Monday, October 19, 2009

Statistical Significance versus Statistical Power

This title based on sub chapter in Multivariate book (Multivariate Data Analysis Joseph F. Hair, Jr.; William C. Black; Barry J. Babin; Rolph E. Anderson; Ronald L. Tatham, Person Education International, 2006, Singapore)

A census of the entire population makes statistical inference unnecessary, because any difference or relationship, however small, is “true” and does exist. Rarely, if ever, is a census conducted, however. Therefore, the researcher id forced to draw inferences from a sample.

Types of Statistical Error and Statistical Power

Power: probability of correctly rejecting the null hypothesis when it false, that is, correctly finding a hypothesized relationship when it exist.

Determined as a function of:
1. The statistical significance level set by the researcher for type I error (alpha)
2. The sample sized used in the analysis
3. The effect size being examined

Interpreting statistical inferences requires that the researcher specify the acceptable levels of statistical error due to using sample (known as sampling error). The most common approach is to specify the level of type I error, also known as alpha. The type I error is the probability of rejecting the null hypothesis when actually true, or in simple terms, the chance of the test showing statistical significance when it actually is not present – the case of a “false positive”. By specifying an alpha level, the researcher sets the allowable limits for error and indicates the probability of concluding that significance exists when it really does not.

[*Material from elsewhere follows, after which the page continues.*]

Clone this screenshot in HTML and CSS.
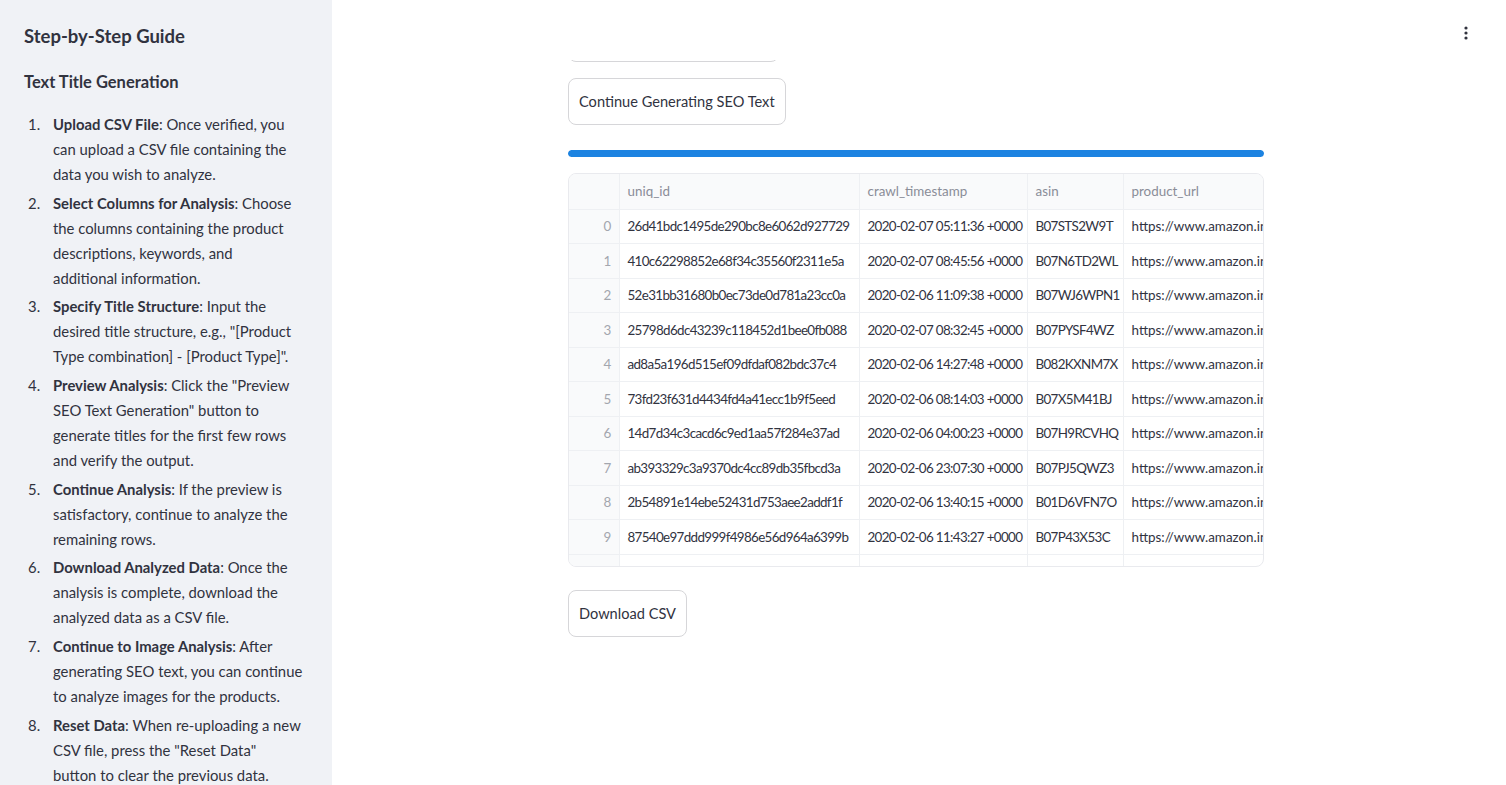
FILE: index.html
```html
<!DOCTYPE html>
<html lang="en">
<head>
<meta charset="utf-8">
<title>SEO Text Generation</title>
<link rel="stylesheet" href="styles.css">
</head>
<body>
<aside class="sidebar">
  <h2 class="guide-title">Step-by-Step Guide</h2>
  <h3 class="guide-sub">Text Title Generation</h3>
  <ol class="steps">
    <li><b>Upload CSV File</b>: Once verified, you can upload a CSV file containing the data you wish to analyze.</li>
    <li><b>Select Columns for Analysis</b>: Choose the columns containing the product descriptions, keywords, and <span class="nowrap">additional information.</span></li>
    <li><b>Specify Title Structure</b>: Input the desired title structure, e.g., "[Product Type combination] - [Product Type]".</li>
    <li><b>Preview Analysis</b>: Click the "Preview SEO Text Generation" button to generate titles for the first few rows and verify the output.</li>
    <li><b>Continue Analysis</b>: If the preview is satisfactory, continue to analyze the remaining rows.</li>
    <li><b>Download Analyzed Data</b>: Once the analysis is complete, download the analyzed data as a CSV file.</li>
    <li><b>Continue to Image Analysis</b>: After generating SEO text, you can continue to analyze images for the products.</li>
    <li><b>Reset Data</b>: When re-uploading a new CSV file, press the "Reset Data" <span class="nowrap">button to</span> clear the previous data.</li>
  </ol>
</aside>
<main class="main">
  <header class="topbar">
    <button class="menu" aria-label="menu">
      <svg width="4" height="14" viewBox="0 0 4 14"><circle cx="2" cy="2" r="1.6" fill="#31333f"/><circle cx="2" cy="7" r="1.6" fill="#31333f"/><circle cx="2" cy="12" r="1.6" fill="#31333f"/></svg>
    </button>
  </header>
  <div class="block">
    <button class="btn btn-hidden">Preview SEO Text Generation</button>
    <button class="btn">Continue Generating SEO Text</button>
    <div class="progress"><div class="progress-fill"></div></div>
    <div class="table-wrap">
      <table class="df">
        <thead>
          <tr><th class="idx"></th><th class="c1">uniq_id</th><th class="c2">crawl_timestamp</th><th class="c3">asin</th><th class="c4">product_url</th></tr>
        </thead>
        <tbody>
          <tr><td class="idx">0</td><td>26d41bdc1495de290bc8e6062d927729</td><td>2020-02-07 05:11:36 +0000</td><td>B07STS2W9T</td><td>https://www.amazon.in</td></tr>
          <tr><td class="idx">1</td><td>410c62298852e68f34c35560f2311e5a</td><td>2020-02-07 08:45:56 +0000</td><td>B07N6TD2WL</td><td>https://www.amazon.in</td></tr>
          <tr><td class="idx">2</td><td>52e31bb31680b0ec73de0d781a23cc0a</td><td>2020-02-06 11:09:38 +0000</td><td>B07WJ6WPN1</td><td>https://www.amazon.in</td></tr>
          <tr><td class="idx">3</td><td>25798d6dc43239c118452d1bee0fb088</td><td>2020-02-07 08:32:45 +0000</td><td>B07PYSF4WZ</td><td>https://www.amazon.in</td></tr>
          <tr><td class="idx">4</td><td>ad8a5a196d515ef09dfdaf082bdc37c4</td><td>2020-02-06 14:27:48 +0000</td><td>B082KXNM7X</td><td>https://www.amazon.in</td></tr>
          <tr><td class="idx">5</td><td>73fd23f631d4434fd4a41ecc1b9f5eed</td><td>2020-02-06 08:14:03 +0000</td><td>B07X5M41BJ</td><td>https://www.amazon.in</td></tr>
          <tr><td class="idx">6</td><td>14d7d34c3cacd6c9ed1aa57f284e37ad</td><td>2020-02-06 04:00:23 +0000</td><td>B07H9RCVHQ</td><td>https://www.amazon.in</td></tr>
          <tr><td class="idx">7</td><td>ab393329c3a9370dc4cc89db35fbcd3a</td><td>2020-02-06 23:07:30 +0000</td><td>B07PJ5QWZ3</td><td>https://www.amazon.in</td></tr>
          <tr><td class="idx">8</td><td>2b54891e14ebe52431d753aee2addf1f</td><td>2020-02-06 13:40:15 +0000</td><td>B01D6VFN7O</td><td>https://www.amazon.in</td></tr>
          <tr><td class="idx">9</td><td>87540e97ddd999f4986e56d964a6399b</td><td>2020-02-06 11:43:27 +0000</td><td>B07P43X53C</td><td>https://www.amazon.in</td></tr>
          <tr><td class="idx"></td><td></td><td></td><td></td><td></td></tr>
        </tbody>
      </table>
    </div>
    <button class="btn">Download CSV</button>
  </div>
</main>
</body>
</html>
```
FILE: styles.css
```css
*, *::before, *::after { box-sizing: border-box; }
html, body { margin: 0; height: 100%; }
body {
  display: flex;
  width: 1506px;
  height: 785px;
  overflow: hidden;
  font-family: Lato, "Open Sans", sans-serif;
  color: #31333f;
  background: #ffffff;
}
.sidebar {
  width: 332px;
  flex: 0 0 332px;
  height: 785px;
  overflow: hidden;
  background: #f0f2f6;
  padding: 22px 28px 0 24px;
}
.guide-title {
  margin: 0;
  font-size: 18.5px;
  font-weight: 700;
  line-height: 28px;
}
.guide-sub {
  margin: 19px 0 0;
  font-size: 16.5px;
  font-weight: 700;
  line-height: 26px;
}
.steps {
  list-style: none;
  counter-reset: step;
  margin: 17px 0 0;
  padding: 0;
  font-size: 14.85px;
  line-height: 25px;
}
.steps li {
  counter-increment: step;
  margin: 0 0 3.7px;
  padding-left: 29px;
}
.steps li::before {
  content: counter(step) ".";
  float: left;
  width: 29px;
  margin-left: -29px;
  padding-left: 4px;
}
.steps b { font-weight: 700; }
.nowrap { white-space: nowrap; }
.main {
  position: relative;
  flex: 1;
  height: 785px;
  overflow: hidden;
  display: flex;
  justify-content: center;
  padding-right: 6px;
}
.topbar {
  position: absolute;
  top: 0; left: 0; right: 0;
  height: 60px;
  background: #ffffff;
  z-index: 2;
}
.menu {
  position: absolute;
  top: 25px;
  right: 35px;
  border: 0;
  background: none;
  padding: 0;
  width: 10px;
  height: 16px;
  display: flex;
  align-items: center;
  justify-content: center;
}
.block {
  width: 696px;
  padding-top: 15px;
  display: flex;
  flex-direction: column;
  align-items: flex-start;
}
.btn {
  height: 47px;
  padding: 0 10px;
  border: 1px solid #d6d6d9;
  border-radius: 8px;
  background: #ffffff;
  color: #31333f;
  font-family: Lato, "Open Sans", sans-serif;
  font-size: 14.6px;
  line-height: 20px;
}
.btn-hidden { width: 211px; margin-bottom: 16px; }
.progress {
  width: 696px;
  height: 7px;
  margin: 25px 0 16px;
  background: #f0f2f6;
  border-radius: 4px;
  overflow: hidden;
}
.progress-fill { width: 100%; height: 100%; background: #1c83e1; border-radius: 4px; }
.table-wrap {
  width: 696px;
  height: 394px;
  border: 1px solid #e9eaee;
  border-radius: 8px;
  overflow: hidden;
  margin-bottom: 23px;
}
.df {
  border-collapse: collapse;
  table-layout: fixed;
  width: 760px;
  font-size: 13.4px;
}
.df th, .df td {
  height: 34.5px;
  padding: 0 8px;
  text-align: left;
  white-space: nowrap;
  overflow: hidden;
  border-right: 1px solid #eef0f3;
  border-bottom: 1px solid #eef0f3;
  font-weight: 400;
  letter-spacing: -0.65px;
}
.df thead th {
  height: 35px;
  color: #8a8d98;
  background: #f9fafb;
  letter-spacing: 0;
}
.df td { color: #31333f; }
.df td:last-child { letter-spacing: 0; }
.df .idx {
  width: 50px;
  text-align: right;
  color: #a3a6ae;
  background: #f9fafb;
}
.df .c1 { width: 240px; }
.df .c2 { width: 168px; }
.df .c3 { width: 96px; }
.df .c4 { width: 206px; }
.df td:last-child, .df th:last-child { border-right: 0; }
```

When specifying the level of type I error, the researcher also determines an associated error, termed the type II error or beta. The type II error is the probability of failing to reject the null hypothesis when actually false. An even more interesting probability is 1 – beta, termed the power of the statistical inference test. Power is probability of correctly rejecting the null hypothesis when it should be rejected. Thus power is the probability that statistical significance will be indicated if it is present. The relationship of the different error probabilities in the hypothetical setting of testing for the difference in two means is shown here:

Although specifying alpha establishes the level of acceptable statistical significance, it is the level of power that dictates the probability of success in finding the differences if they actually exist. Then why not set both alpha and beta at acceptable levels ? Because the type I and type II error are inversely related, and as the type I error becomes more restrictive (moves closer to zero), the probability of a type II error increases. Reducing the type I errors therefore reduces the power of the statistical test. Thus, the researcher must strike a balance between the level of alpha and resulting power.

Impact on Statistical Power
But why can’t high levels of power always be achieved ? Power is not solely a function of alpha. It is actually determined by three factors:

Effect size: The probability of achieving statistical significance is based not only on statistical considerations but also on the actual magnitude of the effect of interest (e.g., a difference of means between two groups or the correlation between variables) in the population, termed the effect size. As one would expect, a larger effect is more likely to be found than a smaller effect, and thus more likely to impact the power of the statistical test. To assess the power of any statistical test, the researcher must first understand the effect being examined. Effect size are defined in standardized terms for ease of comparison. Mean differences are stated in terms of standard deviations, so that an effect size of .5 indicates that the mean difference is one-half of a standard deviation. For correlations, the effect size is based on the actual correlation between the variables

2. Alpha: As note earlier, as alpha becomes more restrictive, power decreases. Therefore, as the researcher reduces the chance of incorrectly saying an effect is significant when it is not, the probability of correctly finding an effect also decreases. Conventional guidelines suggest alpha levels of .05 or .01. The researcher must consider the impact of this decision on the power before selecting the alpha, however.

3. Sample size: At any given alpha level, increased sample sizes always produce greater power of statistical test. A potential problem then becomes too much power. By “too much” mean that by increasing sample size, smaller and smaller effects will be found to be statistically significant, until at very large sample sizes almost any effect is significant. The researcher must always be aware that sample size can affect the statistical test by either making it insensitive (at small sample sizes) or overly sensitive (at very large sample sizes).

The relationship among alpha, sample size, effect size, and power are quite complicated, and a number of sources of guidance are available. To achieve such power levels, all three factors – alpha, sample size and effect size – must be considered simultaneously.